228 S.W. 157 | Tex. Comm'n App. | 1921

SADLEB., P. J.

This case has presented no little difficulty to ascertaining the true condition of the record. After careful consideration, not only of the briefs and application, but of the record, we have found it advisable to make rather an extended statement of the pleadings, to an understanding of the questions presented.

Joe Poythress on August 21, 1914, filed suit against Mrs. Minnie E. Evans-Ivey, in her individual capacity and as independent executrix of the estate of William M. Evans, deceased, her then husband, Bichard M. Ivey, A. Lindsay and wife, V. A. Lindsay, Nelson J. Mebane, Mrs. Mattie Jackson, II. L. Vaughn, W. J. Megs, and J. B. Chambers, to recover certain indebtedness, and for foreclosure of liens upon certain lots in Fort Worth, Tex. The petition states the facts to be that on June 27,1905, W. E. Evans gave to Poythress his note for $400, bearing 10 per cent, interest from date, providing for 10 per cent, attorney’s fees, secured by a deed of trust of even date on lots 2 to 7, inclusive, of block 1, Evans addition to Fort Worth. June 27, 1906, the interest was paid on this note for the preceding year, and by agreement the note extended for one year.

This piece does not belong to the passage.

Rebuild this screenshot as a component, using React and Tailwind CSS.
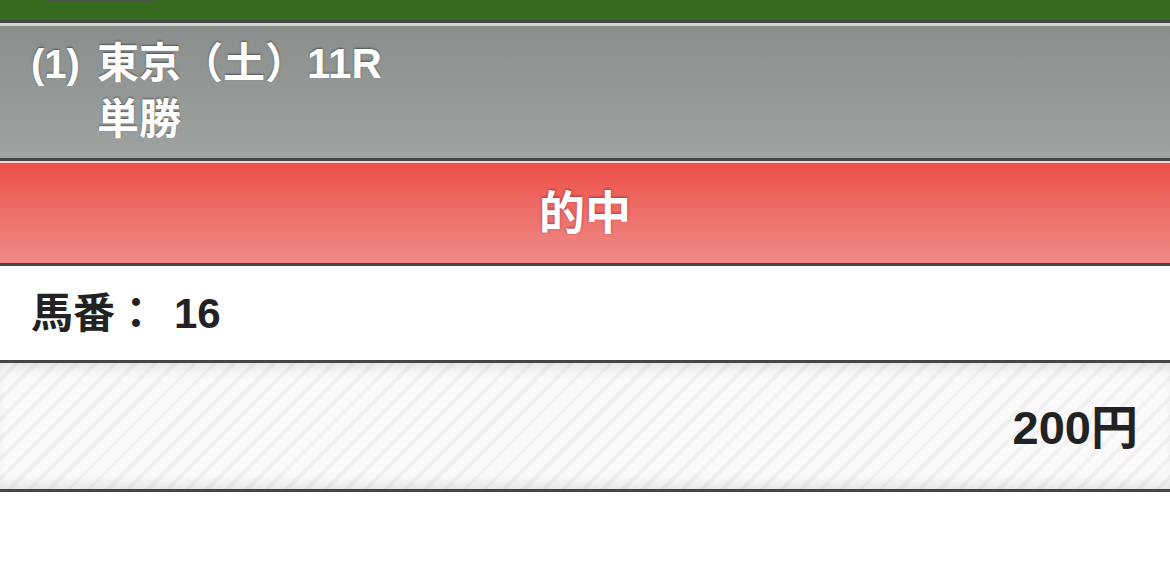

The same process was pursued to June 27, 1912. On this date the interest for the preceding year was paid, and the note extended to June 27, 1913. No further payments were made to the date of filing the suit, which was for the recovery of the principal, interest, and attorney’s fees accrued from June 27, 1912. The petition does not disclose whether these extensions were in writing or verbal.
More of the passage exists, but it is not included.